The InSight lander survived the journey – and the “seven minutes of terror” that came as it slammed through the Martian atmosphere to the red planet – and managed to touch down successfully on its surface. Now it will bury beneath that surface, looking to understand the red planet’s interior.
A Mars landing is among the most perilous operations in spaceflight: humans have tried to touchdown on the red planet’s surface 17 times, and failed 10 times. That meant that engineers were incredibly nervous going into the latest landing, hoping that the spacecraft managed to negotiate Mars’s difficult and thin atmosphere.
But the landing was almost perfect, with both the lander and the satellites that communicated back with Earth working as hoped.
After it separated from the capsule that had carried it to Mars, InSight dropped into a 77-mile fall that was slowed as it smashed into the atmosphere, before opening a huge parachute and rockets that slowed its descent. It went from more than 12,000mph to a gentle landing in just under seven minutes.
It landed in what appeared to be perfect form in the middle of a vast, barren area called the Elusium Planitia, near to other Nasa rovers. Initial data and photographs sent back from the surface suggested that it had landed flat and unimpeded by rocks or other problems.
“What a relief,” said JPL’s chief engineer, Rob Manning. “This is really fantastic.” He added: “Wow! This never gets old.”
Nasa engineers at mission control in California’s Jet Propulsion Laboratory broke out into cheers and applause as two satellites that had been following InSight reported that the lander had touched down without incident.
“This is what we really hoped and imagined in our mind’s eye,” said Mr Manning. “Sometimes things work out in your favour.”
It is the first time that Nasa has landed on Mars since the Curiosity rover arrived in 2012.
The tricky journey onto Mars was watched over by two tiny satellites that travelled up on the same rocket and detached as they came closer to Mars. Those briefcase-sized spacecraft took messages from the InSight lander and sent them back to Earth, meaning that engineers could see everything happen almost in real time.
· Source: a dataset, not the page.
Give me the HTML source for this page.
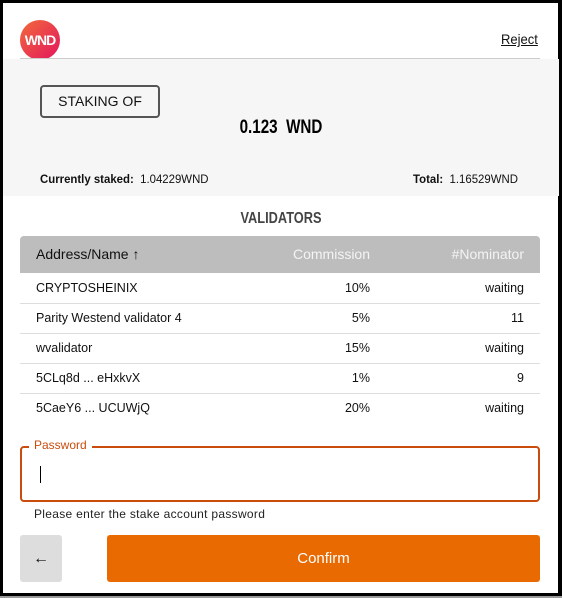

As soon as it had arrived, InSight sent back a photograph taken with a camera mounted on the front of the lander. Once it has recovered from its difficult journey, InSight will get to delving deep into the Martian surface for the first time ever.
The lander will drill down under the ground and attempt to take Mars’s vital signs. It will look for heat signals, to understand the temperature deep in the interior of the red planet; it will watch for vibrations, helping to understand how that core might be composed; and it will watch for how it is tilting, and to understand how that happens.
It will do so using a range of different equipment, including a seismometer and drill that will dig beneath the surface in a way never attempted before. The kit has been made by a team comprising engineers from across the globe, with Germany in charge of the “mole” that will dig down into Mars’s interior, for instance, and France looking after the sensor itself.
With all of the new scientific data, scientists hope they can learn more about how the Martian atmosphere formed, and what it might be made up of on the inside. In turn, that should help shed light on the other rocky planets in our solar system – including our own Earth.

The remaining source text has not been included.